I parked my car and followed the woman out onto the basin. Within a few feet, she stopped and pointed her water bottle at the ground. there was a small hole poked into the cap, making it the perfect, tiny squirt gun. She sprayed the foot-shaped impression on the ground, explaining that the water makes it easier to see. She was right, the indent changed color as it was sprayed, and for a minute or so the shape was very clear. The desert sun would dry it back out in minutes, but we were already moving on by then. Sometimes small rocks had been moved to outline an object, sometimes fossils previously spread out were brought back together. She sprayed various places on the ground, explaining that this track was made by this type of dinosaur and this was the bone outline of another. Everything was very close together, and demostrated a seemingly wide variety of species. I tried to keep my skepticism in check, and at one point my guide even made a joke about people accusing her of making up fake tracks. “You think I have time to come out here with a hammer and chisel at the rocks?” she laughed. I talked with my guide about her eight kids and two marriages, and about how her oldest daughter called her in a panic last week, “But you know it’s just about a boy.”
She explained how the fossils had been found in the early part of the 20th Century, and how for awhile people would come and carve up sections of tracks to sell to museums. The Navajo people didn’t understand the significance of the tracks, so they didn’t bother stopping them. “Now the museums refer to them as donations,” she said. She told me they’ve had offers from the government to make it a national park, but the structured fee system didn’t sit well with the Navajo tradition of humility. Instead, they’re raising money to make their own site, complete with fences to keep out the vandals.
When the tour was over my guide showed me the handmade jewelry she had for sale, and I asked if I could make a donation instead of buying anything. She gladly accepted and I went along my way. My internet research later indicated that indeed the tracks themselves are real and the Navajo Nation is trying to set up an official site, though the particulars given about each fossil might not be accurate. I was pretty sure of that one already. I mean, how does a dilophosaurus track end up next to a tyrannosaurus print? They lived 100 million years apart.
I continued my long and beautiful drive through the desert, stopping by the Navajo National Monument to see an ancient native pueblo settlement nestled into a canyon wall. It was getting late, and I drove to the nearest town in an attempt to get cell reception and/or find a campground. After some frustratingly futile attempts to talk to Siri, I employed the tried and try method of asking a gas station attendant. She said there were no campgrounds within 30 miles. All the land is privately owned, and people get upset if you try to camp on their land without permission. With camping out of the question, I checked into the Anasazi Inn, where I had to sit in the doorway of my room to get the internet signal from the router in the main office. Sitting out there gave me a chance to cool off my room with the slightly more comfortable night air, as well as catch snippets of conversation from a group of men a few doors down.
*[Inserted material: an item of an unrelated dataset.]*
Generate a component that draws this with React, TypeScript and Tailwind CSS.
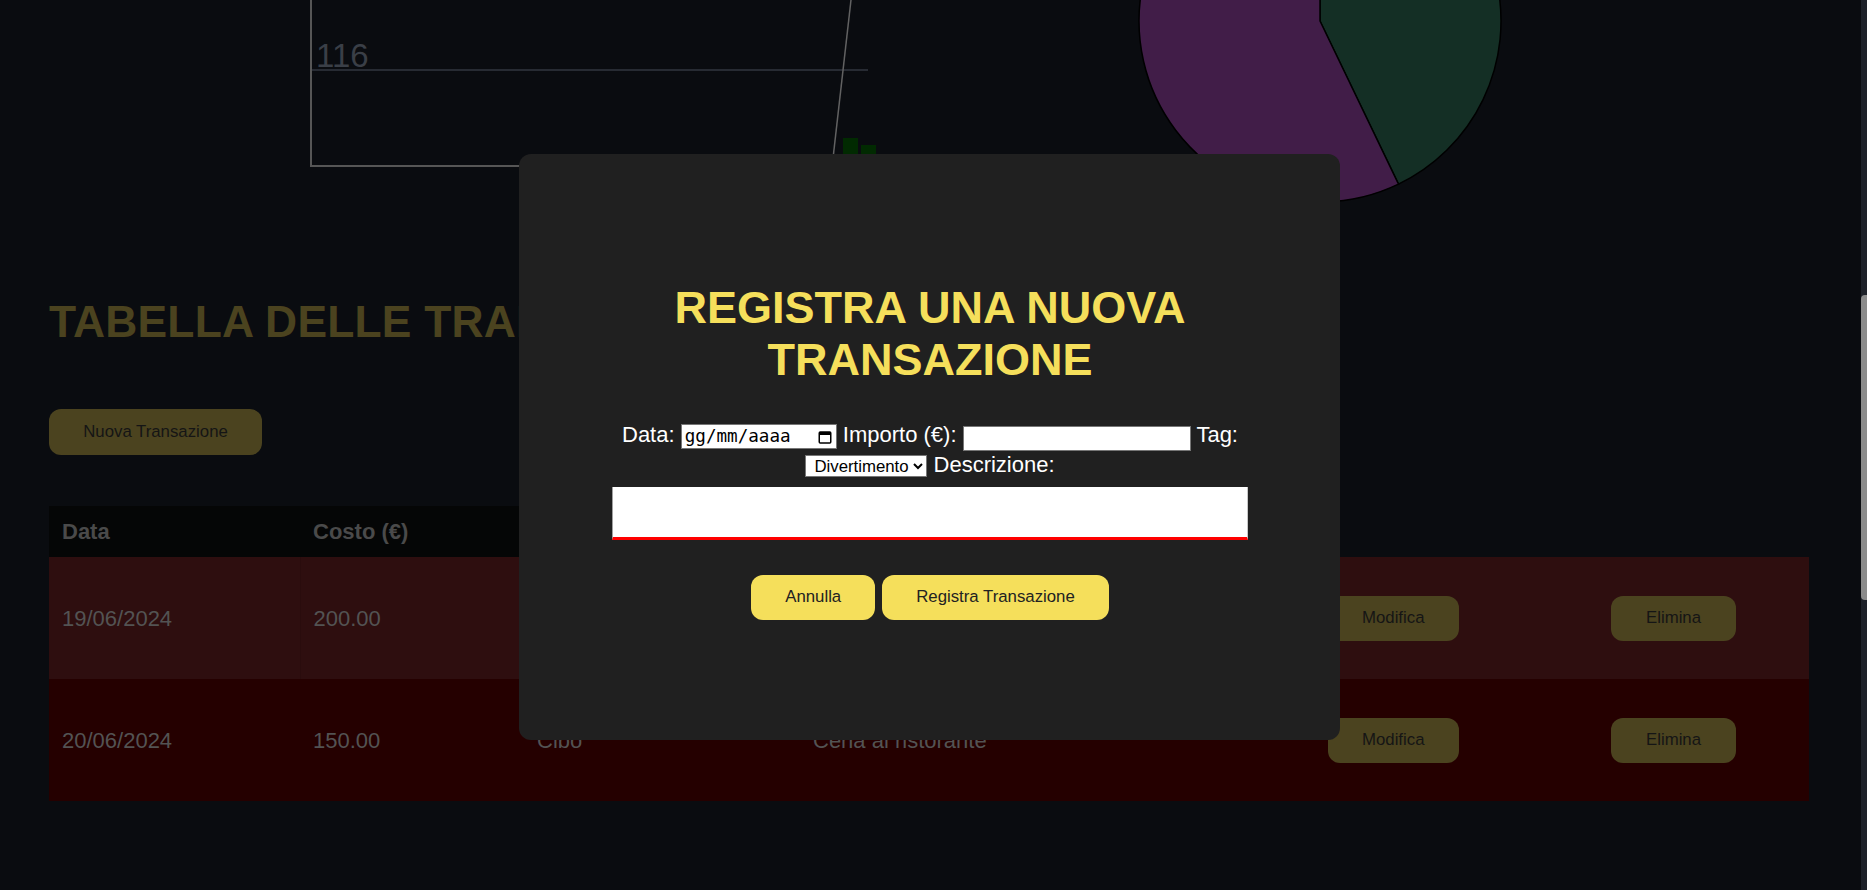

They had pulled a pickup truck up to the door, and one shirtless man sat in the tailgate drinking a beer, while the others leaned on walls or sat in the doorframe. From what I could gather, these men worked for one of the highway construction crews. They talked about posts for 30 minutes. That is in no way an exaggeration. The conversation about posts, more specifically about certain men being incapable of correct post placement, went on for half an hour. Eventually they went to sleep and so did I.
The next morning I drove out to Canyon de Chelly, a national monument featuring a beautiful system on canyons and many ancient ruins. From far away the ruins look like tiny dollhouses. They were all built by the Anasazi, the name given to the ancient people who once inhabited the land. I couldn’t help but think of The X-Files the whole time, as they had a pretty extensive storyline involving the Navajo desert and the ancient Anasazi people. I drove to the various lookout points, each time being greeted by a member of the Navajo nation with art or jewelry to sell. I appreciated the way the park trails were laid out. Because the ground is often a smooth, hard, rock surface, there is little paving. Instead, they mark the path with a series of unobtrusive arrows painted on rocks, or painted footprints not the ground. When necessary they carve out steps and slopes, but they are so well integrated I often couldn’t figure out what was natural and what was man-made. I kept driving along the desert, thinking about the little ways in which a reservation really is its own country. I drove past mobile homes and model homes, stuck out in the desert as tiny signs of progress. They are poor masks for poverty, and I was filled with a sense of White Guilt as I considered the how we all ended up in this duel-country state, and how all possible ways out seem fraught with problems.
I stopped by the Hubbell Trading Post, a testament to the old pioneer days. It’s been restored to include a lot of the old ranch equipment, and still functions as a trading post, though trading is mostly grocery items and rugs. They still keep a handful of animals on the ranch, though I imagine they are mostly for show. I tried to take a picture of the sheep and they looked up just long enough to give me a judgmental stare I thought only cats were capable of producing. They keep a turkey in with the chickens, and for reasons I wasn’t sure of, the large bird kept stopping its feet. I don’t know if you’ve ever been near a wild turkey stomping its feet, but I hadn’t. The first few times it happened I couldn’t believe it was comping from the turkey. The ground actually trembled, as though a large piece of farm equipment had fallen out of a barn loft. Do not mess with a turkey.
I made it out of the reservation and camped at Lyman Lake State Park. My tent site was nothing but gravel and completely exposed, but I didn’t much care. I went on a short hike up to see some petroglyphs – pictures and symbols carved into stone by the Anasazi. In general, archeologists have no idea what they mean. But the are fascinating to look at, and apparently numerous enough that as a tourist you can just wander around at your leisure. I cooked up some dinner on my camp stove (I’d been traveling in fire-ban areas since northern California), and set up camp in the windy gravel. I would have one more night in the desert before I reached the great civilization of Albuquerque, but this would be my last night in Arizona.